**** Data segment

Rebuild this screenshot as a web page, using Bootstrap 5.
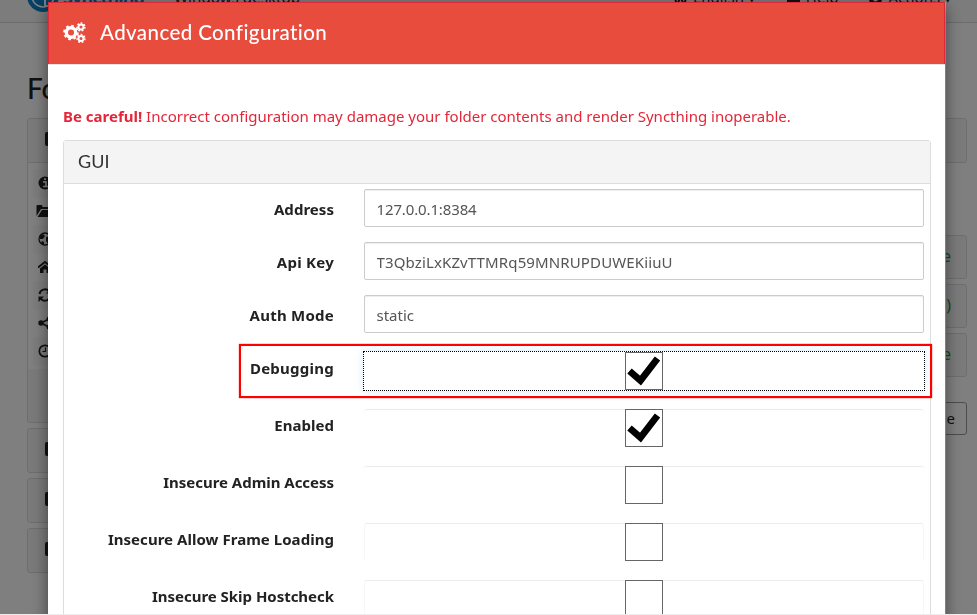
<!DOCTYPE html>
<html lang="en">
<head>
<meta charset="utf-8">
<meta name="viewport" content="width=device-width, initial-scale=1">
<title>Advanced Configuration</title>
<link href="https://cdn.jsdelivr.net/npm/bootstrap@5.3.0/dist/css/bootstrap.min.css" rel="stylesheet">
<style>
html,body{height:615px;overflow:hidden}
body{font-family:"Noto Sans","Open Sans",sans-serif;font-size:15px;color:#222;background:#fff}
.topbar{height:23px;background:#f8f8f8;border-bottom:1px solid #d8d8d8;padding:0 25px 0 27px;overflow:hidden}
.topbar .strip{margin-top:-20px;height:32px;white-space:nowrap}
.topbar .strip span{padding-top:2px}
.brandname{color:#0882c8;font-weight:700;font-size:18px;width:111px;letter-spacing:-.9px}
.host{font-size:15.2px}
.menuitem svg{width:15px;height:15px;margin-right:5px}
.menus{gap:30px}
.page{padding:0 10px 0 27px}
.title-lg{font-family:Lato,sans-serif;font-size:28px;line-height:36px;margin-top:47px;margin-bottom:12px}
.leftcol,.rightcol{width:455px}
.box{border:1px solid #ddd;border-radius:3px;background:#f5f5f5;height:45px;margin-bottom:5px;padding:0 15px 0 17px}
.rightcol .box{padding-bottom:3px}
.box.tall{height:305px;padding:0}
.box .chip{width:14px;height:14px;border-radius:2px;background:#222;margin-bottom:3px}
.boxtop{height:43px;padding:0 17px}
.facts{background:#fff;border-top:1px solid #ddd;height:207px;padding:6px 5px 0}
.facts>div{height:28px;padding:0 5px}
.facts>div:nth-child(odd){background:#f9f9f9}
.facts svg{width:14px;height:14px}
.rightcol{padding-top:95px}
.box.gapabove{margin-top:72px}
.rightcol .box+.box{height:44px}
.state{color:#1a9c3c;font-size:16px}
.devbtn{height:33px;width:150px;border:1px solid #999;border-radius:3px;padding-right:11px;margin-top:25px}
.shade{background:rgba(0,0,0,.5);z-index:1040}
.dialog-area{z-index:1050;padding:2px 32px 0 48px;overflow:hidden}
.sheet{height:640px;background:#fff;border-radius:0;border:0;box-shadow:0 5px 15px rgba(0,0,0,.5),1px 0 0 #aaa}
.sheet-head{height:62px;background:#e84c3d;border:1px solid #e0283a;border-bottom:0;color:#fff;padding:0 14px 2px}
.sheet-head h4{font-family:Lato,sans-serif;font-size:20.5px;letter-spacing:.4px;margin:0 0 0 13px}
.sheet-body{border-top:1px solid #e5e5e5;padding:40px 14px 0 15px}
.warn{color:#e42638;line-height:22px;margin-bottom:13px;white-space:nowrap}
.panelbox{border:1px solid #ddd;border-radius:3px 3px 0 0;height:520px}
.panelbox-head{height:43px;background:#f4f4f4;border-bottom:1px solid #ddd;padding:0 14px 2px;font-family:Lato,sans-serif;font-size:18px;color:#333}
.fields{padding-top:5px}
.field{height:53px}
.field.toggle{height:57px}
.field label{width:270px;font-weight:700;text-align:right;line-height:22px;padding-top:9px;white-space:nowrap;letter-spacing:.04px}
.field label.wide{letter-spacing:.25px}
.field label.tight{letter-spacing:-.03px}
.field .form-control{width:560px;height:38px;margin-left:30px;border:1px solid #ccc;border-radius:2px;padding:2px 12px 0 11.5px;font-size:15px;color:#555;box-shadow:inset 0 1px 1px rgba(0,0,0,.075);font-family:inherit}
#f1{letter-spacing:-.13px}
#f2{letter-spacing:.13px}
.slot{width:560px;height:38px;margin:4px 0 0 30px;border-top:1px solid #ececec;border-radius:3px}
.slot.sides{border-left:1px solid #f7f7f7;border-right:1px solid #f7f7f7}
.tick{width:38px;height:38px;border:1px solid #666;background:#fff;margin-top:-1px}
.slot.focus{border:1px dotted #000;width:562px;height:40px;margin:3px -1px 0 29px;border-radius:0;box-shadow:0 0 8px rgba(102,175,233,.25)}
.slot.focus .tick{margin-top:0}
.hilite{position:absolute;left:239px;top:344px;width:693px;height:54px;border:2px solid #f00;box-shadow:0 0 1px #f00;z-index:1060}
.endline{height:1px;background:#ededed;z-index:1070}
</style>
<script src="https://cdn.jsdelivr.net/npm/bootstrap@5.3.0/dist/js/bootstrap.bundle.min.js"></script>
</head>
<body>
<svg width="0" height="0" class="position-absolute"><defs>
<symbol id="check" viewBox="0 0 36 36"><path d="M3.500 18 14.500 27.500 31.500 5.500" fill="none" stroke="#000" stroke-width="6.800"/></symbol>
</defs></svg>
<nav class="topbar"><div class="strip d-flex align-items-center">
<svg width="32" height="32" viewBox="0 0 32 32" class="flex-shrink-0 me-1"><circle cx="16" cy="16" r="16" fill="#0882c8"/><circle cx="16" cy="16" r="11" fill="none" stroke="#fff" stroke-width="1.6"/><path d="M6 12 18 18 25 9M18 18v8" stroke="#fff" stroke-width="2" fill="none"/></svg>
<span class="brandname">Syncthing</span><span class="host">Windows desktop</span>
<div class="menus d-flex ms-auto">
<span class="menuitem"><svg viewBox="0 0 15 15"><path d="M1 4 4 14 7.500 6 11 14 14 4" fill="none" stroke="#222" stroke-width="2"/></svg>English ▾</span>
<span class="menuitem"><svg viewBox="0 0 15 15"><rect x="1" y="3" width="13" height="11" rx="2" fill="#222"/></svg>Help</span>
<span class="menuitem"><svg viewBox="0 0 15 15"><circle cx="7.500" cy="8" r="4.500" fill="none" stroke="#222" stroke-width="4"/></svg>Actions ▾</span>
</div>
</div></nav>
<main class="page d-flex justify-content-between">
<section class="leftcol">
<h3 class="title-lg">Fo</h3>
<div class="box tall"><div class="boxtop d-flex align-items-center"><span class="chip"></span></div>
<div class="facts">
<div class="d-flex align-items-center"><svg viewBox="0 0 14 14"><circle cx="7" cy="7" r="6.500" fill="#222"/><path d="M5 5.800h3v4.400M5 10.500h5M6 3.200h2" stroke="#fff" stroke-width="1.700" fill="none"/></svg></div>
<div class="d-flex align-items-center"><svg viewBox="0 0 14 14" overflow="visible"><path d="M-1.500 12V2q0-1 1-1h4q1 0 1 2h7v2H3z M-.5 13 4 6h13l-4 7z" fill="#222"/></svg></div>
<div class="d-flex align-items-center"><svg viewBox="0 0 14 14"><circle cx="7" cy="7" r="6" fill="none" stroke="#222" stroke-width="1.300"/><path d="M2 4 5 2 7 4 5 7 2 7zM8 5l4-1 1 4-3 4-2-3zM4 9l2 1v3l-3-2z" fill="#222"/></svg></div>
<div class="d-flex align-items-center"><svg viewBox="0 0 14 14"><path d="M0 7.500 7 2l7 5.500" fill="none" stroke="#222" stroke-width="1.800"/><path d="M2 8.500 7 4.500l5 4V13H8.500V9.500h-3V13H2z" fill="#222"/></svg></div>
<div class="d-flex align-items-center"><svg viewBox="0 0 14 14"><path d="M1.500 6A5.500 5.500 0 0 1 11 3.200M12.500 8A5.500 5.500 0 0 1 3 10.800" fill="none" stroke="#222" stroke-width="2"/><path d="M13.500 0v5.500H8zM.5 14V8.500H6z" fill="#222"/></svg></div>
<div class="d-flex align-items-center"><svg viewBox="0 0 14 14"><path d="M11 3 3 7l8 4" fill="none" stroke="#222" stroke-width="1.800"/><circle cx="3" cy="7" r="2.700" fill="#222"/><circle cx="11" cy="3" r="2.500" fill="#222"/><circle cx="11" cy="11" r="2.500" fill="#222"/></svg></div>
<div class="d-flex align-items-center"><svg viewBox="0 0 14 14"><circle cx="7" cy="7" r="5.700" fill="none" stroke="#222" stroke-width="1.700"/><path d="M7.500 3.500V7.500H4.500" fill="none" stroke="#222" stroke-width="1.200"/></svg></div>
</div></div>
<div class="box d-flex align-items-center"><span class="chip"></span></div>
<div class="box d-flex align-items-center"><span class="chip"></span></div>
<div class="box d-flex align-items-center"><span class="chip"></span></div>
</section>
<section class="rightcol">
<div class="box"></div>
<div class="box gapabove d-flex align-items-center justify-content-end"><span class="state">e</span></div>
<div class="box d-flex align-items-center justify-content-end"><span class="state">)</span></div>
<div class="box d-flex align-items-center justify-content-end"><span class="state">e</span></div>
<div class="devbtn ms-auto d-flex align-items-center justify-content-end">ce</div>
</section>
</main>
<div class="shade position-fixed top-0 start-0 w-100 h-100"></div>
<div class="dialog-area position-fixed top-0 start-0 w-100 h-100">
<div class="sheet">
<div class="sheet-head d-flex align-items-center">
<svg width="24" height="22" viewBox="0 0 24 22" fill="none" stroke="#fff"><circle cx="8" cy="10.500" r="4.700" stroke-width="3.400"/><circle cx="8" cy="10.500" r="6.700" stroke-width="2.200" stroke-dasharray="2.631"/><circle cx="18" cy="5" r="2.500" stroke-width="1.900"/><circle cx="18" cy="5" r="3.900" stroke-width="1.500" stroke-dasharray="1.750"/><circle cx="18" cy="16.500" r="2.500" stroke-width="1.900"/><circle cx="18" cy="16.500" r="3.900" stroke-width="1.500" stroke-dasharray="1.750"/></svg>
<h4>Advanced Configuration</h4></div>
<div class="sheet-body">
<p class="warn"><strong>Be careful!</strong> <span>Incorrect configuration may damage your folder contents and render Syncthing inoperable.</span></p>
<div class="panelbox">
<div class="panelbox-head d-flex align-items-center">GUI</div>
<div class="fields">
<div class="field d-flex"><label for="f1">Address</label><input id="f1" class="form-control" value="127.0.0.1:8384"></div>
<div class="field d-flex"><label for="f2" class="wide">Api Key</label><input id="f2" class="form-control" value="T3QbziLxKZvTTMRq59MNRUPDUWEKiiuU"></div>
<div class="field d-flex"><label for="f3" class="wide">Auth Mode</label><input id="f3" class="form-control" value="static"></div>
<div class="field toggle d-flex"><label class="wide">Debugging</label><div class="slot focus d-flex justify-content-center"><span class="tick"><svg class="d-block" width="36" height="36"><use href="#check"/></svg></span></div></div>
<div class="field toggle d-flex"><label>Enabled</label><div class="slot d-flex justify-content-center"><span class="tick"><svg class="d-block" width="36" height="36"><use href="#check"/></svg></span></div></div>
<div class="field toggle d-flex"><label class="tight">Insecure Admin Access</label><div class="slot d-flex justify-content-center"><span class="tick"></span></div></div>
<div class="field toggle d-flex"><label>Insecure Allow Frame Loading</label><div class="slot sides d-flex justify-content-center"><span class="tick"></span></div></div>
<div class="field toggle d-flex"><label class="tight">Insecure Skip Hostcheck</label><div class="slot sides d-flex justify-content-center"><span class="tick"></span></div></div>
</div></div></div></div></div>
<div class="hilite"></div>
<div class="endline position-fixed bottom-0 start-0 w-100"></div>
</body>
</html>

********

■ Direction
Copy every line in the listing above where the string "page" turns up.

■ Solution to this exercise
Rebuild this screenshot as a web page, using Bootstrap 5.
.page{padding:0 10px 0 27px}
<main class="page d-flex justify-content-between">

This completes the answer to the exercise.